- _GIVEN INSTRUCTION_:
Repeat each line exactly, leaving nothing out.

* START *

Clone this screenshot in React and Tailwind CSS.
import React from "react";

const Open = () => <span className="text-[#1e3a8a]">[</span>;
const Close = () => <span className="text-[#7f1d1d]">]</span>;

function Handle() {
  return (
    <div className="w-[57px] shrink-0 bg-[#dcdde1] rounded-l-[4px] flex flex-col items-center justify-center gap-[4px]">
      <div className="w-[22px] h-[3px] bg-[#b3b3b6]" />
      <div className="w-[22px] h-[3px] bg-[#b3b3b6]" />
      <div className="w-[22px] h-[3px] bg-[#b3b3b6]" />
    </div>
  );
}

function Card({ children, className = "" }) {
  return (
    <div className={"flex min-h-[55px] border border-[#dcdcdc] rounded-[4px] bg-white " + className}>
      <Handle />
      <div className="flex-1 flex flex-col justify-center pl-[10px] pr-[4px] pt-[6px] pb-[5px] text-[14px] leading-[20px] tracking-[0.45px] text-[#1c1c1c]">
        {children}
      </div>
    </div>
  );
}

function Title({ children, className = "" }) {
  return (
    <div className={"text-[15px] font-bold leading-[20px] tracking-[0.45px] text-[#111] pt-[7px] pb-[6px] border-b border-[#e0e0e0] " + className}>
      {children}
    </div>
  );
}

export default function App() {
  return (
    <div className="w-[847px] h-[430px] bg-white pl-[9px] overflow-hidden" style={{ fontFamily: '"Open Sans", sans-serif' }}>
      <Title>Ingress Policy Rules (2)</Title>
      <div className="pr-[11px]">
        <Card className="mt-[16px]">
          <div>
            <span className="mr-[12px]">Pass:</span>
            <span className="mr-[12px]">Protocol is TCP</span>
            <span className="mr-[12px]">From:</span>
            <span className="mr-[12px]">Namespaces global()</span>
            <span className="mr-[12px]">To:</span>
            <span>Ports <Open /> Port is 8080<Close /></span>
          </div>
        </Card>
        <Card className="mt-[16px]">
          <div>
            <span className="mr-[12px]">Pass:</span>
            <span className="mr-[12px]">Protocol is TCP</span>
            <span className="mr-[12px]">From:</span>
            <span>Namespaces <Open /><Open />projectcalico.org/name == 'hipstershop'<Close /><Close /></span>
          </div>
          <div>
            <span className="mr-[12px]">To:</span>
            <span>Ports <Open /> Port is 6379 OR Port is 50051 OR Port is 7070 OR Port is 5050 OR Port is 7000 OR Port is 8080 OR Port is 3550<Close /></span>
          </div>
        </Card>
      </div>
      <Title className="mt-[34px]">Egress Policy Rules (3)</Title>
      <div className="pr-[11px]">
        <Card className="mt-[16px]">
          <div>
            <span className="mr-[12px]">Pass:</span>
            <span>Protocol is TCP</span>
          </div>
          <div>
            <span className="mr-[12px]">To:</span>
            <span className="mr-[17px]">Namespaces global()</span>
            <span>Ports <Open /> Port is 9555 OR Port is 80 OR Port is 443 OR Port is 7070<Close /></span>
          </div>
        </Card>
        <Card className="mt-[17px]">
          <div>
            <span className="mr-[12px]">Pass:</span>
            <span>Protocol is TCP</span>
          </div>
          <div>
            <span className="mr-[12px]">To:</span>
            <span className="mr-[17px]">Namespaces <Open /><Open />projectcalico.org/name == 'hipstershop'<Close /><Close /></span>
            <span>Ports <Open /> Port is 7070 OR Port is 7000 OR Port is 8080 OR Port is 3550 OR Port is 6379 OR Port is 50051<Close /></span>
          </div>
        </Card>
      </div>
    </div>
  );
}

* END *

- _ANSWER IN FULL_:
Clone this screenshot in React and Tailwind CSS.
import React from "react";

const Open = () => <span className="text-[#1e3a8a]">[</span>;
const Close = () => <span className="text-[#7f1d1d]">]</span>;

function Handle() {
  return (
    <div className="w-[57px] shrink-0 bg-[#dcdde1] rounded-l-[4px] flex flex-col items-center justify-center gap-[4px]">
      <div className="w-[22px] h-[3px] bg-[#b3b3b6]" />
      <div className="w-[22px] h-[3px] bg-[#b3b3b6]" />
      <div className="w-[22px] h-[3px] bg-[#b3b3b6]" />
    </div>
  );
}

function Card({ children, className = "" }) {
  return (
    <div className={"flex min-h-[55px] border border-[#dcdcdc] rounded-[4px] bg-white " + className}>
      <Handle />
      <div className="flex-1 flex flex-col justify-center pl-[10px] pr-[4px] pt-[6px] pb-[5px] text-[14px] leading-[20px] tracking-[0.45px] text-[#1c1c1c]">
        {children}
      </div>
    </div>
  );
}

function Title({ children, className = "" }) {
  return (
    <div className={"text-[15px] font-bold leading-[20px] tracking-[0.45px] text-[#111] pt-[7px] pb-[6px] border-b border-[#e0e0e0] " + className}>
      {children}
    </div>
  );
}

export default function App() {
  return (
    <div className="w-[847px] h-[430px] bg-white pl-[9px] overflow-hidden" style={{ fontFamily: '"Open Sans", sans-serif' }}>
      <Title>Ingress Policy Rules (2)</Title>
      <div className="pr-[11px]">
        <Card className="mt-[16px]">
          <div>
            <span className="mr-[12px]">Pass:</span>
            <span className="mr-[12px]">Protocol is TCP</span>
            <span className="mr-[12px]">From:</span>
            <span className="mr-[12px]">Namespaces global()</span>
            <span className="mr-[12px]">To:</span>
            <span>Ports <Open /> Port is 8080<Close /></span>
          </div>
        </Card>
        <Card className="mt-[16px]">
          <div>
            <span className="mr-[12px]">Pass:</span>
            <span className="mr-[12px]">Protocol is TCP</span>
            <span className="mr-[12px]">From:</span>
            <span>Namespaces <Open /><Open />projectcalico.org/name == 'hipstershop'<Close /><Close /></span>
          </div>
          <div>
            <span className="mr-[12px]">To:</span>
            <span>Ports <Open /> Port is 6379 OR Port is 50051 OR Port is 7070 OR Port is 5050 OR Port is 7000 OR Port is 8080 OR Port is 3550<Close /></span>
          </div>
        </Card>
      </div>
      <Title className="mt-[34px]">Egress Policy Rules (3)</Title>
      <div className="pr-[11px]">
        <Card className="mt-[16px]">
          <div>
            <span className="mr-[12px]">Pass:</span>
            <span>Protocol is TCP</span>
          </div>
          <div>
            <span className="mr-[12px]">To:</span>
            <span className="mr-[17px]">Namespaces global()</span>
            <span>Ports <Open /> Port is 9555 OR Port is 80 OR Port is 443 OR Port is 7070<Close /></span>
          </div>
        </Card>
        <Card className="mt-[17px]">
          <div>
            <span className="mr-[12px]">Pass:</span>
            <span>Protocol is TCP</span>
          </div>
          <div>
            <span className="mr-[12px]">To:</span>
            <span className="mr-[17px]">Namespaces <Open /><Open />projectcalico.org/name == 'hipstershop'<Close /><Close /></span>
            <span>Ports <Open /> Port is 7070 OR Port is 7000 OR Port is 8080 OR Port is 3550 OR Port is 6379 OR Port is 50051<Close /></span>
          </div>
        </Card>
      </div>
    </div>
  );
}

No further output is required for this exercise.